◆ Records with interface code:
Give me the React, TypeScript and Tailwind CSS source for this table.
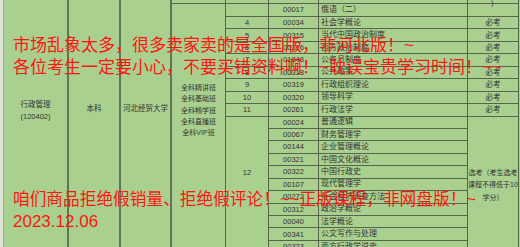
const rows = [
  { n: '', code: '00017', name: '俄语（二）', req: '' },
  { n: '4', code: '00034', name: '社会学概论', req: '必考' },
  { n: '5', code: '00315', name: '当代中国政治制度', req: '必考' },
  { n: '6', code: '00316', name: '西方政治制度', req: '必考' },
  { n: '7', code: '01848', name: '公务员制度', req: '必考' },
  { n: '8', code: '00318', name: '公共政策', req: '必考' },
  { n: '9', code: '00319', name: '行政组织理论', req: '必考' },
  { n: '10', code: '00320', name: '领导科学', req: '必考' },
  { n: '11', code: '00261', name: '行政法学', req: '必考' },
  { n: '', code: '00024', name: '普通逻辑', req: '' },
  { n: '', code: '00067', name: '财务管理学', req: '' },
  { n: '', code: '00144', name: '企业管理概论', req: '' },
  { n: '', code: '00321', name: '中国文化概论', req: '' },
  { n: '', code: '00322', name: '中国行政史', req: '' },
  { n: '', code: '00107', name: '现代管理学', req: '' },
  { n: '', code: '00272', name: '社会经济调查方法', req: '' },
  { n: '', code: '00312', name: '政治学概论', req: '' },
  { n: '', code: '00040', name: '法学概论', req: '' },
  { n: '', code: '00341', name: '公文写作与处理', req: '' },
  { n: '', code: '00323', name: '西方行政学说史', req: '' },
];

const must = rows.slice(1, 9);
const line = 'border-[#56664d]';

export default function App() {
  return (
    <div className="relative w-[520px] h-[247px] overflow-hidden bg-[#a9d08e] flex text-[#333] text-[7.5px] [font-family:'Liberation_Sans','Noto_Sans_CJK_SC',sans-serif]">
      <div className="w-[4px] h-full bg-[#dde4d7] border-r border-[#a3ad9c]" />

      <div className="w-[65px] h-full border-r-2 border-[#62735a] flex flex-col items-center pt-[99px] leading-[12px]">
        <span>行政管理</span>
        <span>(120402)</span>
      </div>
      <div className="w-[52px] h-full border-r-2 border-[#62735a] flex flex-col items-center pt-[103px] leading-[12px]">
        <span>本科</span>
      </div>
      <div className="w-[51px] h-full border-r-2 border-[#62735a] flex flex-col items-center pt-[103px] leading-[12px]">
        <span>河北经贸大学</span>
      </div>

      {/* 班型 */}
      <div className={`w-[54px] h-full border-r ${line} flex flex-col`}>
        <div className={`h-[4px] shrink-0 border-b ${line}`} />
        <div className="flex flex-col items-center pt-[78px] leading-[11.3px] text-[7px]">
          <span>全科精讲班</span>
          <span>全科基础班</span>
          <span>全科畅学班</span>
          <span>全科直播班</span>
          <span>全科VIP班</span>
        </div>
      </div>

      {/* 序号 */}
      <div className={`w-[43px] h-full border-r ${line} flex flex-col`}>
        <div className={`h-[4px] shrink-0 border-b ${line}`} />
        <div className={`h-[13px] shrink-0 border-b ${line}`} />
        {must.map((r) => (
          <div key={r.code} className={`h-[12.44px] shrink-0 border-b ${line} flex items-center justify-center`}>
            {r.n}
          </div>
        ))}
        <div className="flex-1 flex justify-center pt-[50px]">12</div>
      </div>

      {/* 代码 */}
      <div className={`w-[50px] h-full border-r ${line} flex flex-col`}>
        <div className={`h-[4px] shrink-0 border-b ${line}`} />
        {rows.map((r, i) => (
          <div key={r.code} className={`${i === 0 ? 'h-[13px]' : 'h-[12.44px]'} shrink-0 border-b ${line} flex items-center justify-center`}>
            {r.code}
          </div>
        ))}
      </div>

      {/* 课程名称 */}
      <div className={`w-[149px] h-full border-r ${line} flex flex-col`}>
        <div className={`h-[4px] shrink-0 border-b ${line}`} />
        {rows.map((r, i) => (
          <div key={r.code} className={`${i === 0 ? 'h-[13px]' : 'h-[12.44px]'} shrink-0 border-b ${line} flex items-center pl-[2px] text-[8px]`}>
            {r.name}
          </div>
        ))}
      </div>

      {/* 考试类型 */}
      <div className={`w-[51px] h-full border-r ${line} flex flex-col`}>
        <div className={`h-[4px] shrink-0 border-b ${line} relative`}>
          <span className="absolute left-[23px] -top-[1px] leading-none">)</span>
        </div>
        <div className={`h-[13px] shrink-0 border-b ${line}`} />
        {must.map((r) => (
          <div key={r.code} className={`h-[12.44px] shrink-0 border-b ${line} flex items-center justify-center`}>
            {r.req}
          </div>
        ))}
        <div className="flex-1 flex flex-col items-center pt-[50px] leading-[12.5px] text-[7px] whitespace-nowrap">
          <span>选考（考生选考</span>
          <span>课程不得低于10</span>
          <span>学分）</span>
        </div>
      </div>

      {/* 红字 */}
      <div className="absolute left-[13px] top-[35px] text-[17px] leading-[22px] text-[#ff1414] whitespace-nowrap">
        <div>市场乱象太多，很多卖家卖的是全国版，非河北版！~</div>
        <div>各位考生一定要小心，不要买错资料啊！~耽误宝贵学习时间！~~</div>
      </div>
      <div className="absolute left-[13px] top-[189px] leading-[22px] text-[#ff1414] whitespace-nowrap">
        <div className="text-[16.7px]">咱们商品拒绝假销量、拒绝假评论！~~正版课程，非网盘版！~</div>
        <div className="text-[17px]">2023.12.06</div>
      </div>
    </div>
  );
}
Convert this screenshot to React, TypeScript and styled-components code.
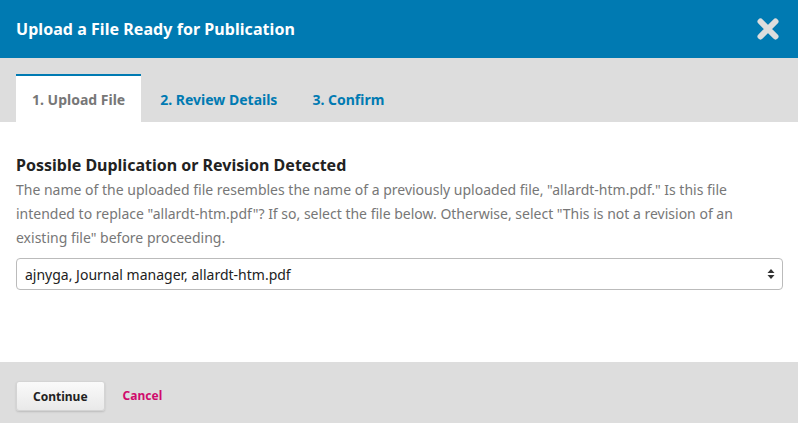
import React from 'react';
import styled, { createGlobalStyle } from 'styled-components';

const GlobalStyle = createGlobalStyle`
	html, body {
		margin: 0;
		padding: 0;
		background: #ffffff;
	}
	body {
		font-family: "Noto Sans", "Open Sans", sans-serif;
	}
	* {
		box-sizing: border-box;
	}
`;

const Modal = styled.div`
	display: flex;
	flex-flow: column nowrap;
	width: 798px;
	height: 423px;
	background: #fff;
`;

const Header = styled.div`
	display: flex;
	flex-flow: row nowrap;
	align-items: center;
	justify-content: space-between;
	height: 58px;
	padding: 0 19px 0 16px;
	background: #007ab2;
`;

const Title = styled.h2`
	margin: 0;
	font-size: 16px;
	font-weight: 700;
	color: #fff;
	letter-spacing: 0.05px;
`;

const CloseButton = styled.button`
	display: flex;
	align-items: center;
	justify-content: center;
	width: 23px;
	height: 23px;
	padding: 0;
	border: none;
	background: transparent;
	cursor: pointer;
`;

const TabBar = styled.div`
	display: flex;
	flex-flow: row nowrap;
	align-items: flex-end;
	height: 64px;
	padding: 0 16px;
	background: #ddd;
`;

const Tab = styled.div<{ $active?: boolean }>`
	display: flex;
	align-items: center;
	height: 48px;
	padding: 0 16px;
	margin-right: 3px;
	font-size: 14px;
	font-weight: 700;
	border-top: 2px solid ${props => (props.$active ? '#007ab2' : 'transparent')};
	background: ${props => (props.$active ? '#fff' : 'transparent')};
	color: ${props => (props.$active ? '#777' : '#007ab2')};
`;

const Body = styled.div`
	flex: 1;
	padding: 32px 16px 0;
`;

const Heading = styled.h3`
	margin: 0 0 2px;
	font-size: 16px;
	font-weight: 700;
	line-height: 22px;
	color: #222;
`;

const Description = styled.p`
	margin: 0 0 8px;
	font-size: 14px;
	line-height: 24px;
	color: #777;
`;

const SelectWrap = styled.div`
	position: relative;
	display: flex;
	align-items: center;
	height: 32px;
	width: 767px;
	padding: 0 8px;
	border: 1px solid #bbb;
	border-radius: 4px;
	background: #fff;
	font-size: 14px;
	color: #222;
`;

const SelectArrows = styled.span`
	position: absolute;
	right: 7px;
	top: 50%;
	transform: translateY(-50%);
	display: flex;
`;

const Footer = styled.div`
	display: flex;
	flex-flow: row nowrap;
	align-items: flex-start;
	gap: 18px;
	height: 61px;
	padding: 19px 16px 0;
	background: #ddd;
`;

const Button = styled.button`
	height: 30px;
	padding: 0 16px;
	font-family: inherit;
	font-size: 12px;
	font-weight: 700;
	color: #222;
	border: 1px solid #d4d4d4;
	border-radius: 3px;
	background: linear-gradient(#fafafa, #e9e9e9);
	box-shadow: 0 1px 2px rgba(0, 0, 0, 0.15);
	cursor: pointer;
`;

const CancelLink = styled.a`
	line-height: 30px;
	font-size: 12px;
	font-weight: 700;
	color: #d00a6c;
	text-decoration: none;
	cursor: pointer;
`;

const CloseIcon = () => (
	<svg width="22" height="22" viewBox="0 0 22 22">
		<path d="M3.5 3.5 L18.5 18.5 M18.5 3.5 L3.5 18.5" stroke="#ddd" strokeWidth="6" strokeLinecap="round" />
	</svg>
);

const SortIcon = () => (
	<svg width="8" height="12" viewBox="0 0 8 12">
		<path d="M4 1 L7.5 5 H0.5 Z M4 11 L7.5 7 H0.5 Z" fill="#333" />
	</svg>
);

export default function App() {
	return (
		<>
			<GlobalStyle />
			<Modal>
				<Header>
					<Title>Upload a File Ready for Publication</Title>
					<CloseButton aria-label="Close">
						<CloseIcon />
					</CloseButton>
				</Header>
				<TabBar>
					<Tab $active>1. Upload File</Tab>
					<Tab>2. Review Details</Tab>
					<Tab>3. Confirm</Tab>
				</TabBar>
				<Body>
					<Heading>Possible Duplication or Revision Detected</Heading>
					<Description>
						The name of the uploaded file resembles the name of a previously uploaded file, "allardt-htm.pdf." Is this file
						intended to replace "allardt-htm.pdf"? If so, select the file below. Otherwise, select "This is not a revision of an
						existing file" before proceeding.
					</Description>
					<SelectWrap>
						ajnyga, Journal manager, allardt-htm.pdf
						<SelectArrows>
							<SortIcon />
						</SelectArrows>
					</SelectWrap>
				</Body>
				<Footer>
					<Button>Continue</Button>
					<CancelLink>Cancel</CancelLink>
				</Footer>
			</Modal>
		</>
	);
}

◆ WHAT IS ASKED: Reproduce the material above exactly, first line through the line that contains "h-full bg-[#dde4d7] border-r", minus the pictures.

◆ WRITTEN ANSWER:
Give me the React, TypeScript and Tailwind CSS source for this table.
const rows = [
  { n: '', code: '00017', name: '俄语（二）', req: '' },
  { n: '4', code: '00034', name: '社会学概论', req: '必考' },
  { n: '5', code: '00315', name: '当代中国政治制度', req: '必考' },
  { n: '6', code: '00316', name: '西方政治制度', req: '必考' },
  { n: '7', code: '01848', name: '公务员制度', req: '必考' },
  { n: '8', code: '00318', name: '公共政策', req: '必考' },
  { n: '9', code: '00319', name: '行政组织理论', req: '必考' },
  { n: '10', code: '00320', name: '领导科学', req: '必考' },
  { n: '11', code: '00261', name: '行政法学', req: '必考' },
  { n: '', code: '00024', name: '普通逻辑', req: '' },
  { n: '', code: '00067', name: '财务管理学', req: '' },
  { n: '', code: '00144', name: '企业管理概论', req: '' },
  { n: '', code: '00321', name: '中国文化概论', req: '' },
  { n: '', code: '00322', name: '中国行政史', req: '' },
  { n: '', code: '00107', name: '现代管理学', req: '' },
  { n: '', code: '00272', name: '社会经济调查方法', req: '' },
  { n: '', code: '00312', name: '政治学概论', req: '' },
  { n: '', code: '00040', name: '法学概论', req: '' },
  { n: '', code: '00341', name: '公文写作与处理', req: '' },
  { n: '', code: '00323', name: '西方行政学说史', req: '' },
];

const must = rows.slice(1, 9);
const line = 'border-[#56664d]';

export default function App() {
  return (
    <div className="relative w-[520px] h-[247px] overflow-hidden bg-[#a9d08e] flex text-[#333] text-[7.5px] [font-family:'Liberation_Sans','Noto_Sans_CJK_SC',sans-serif]">
      <div className="w-[4px] h-full bg-[#dde4d7] border-r border-[#a3ad9c]" />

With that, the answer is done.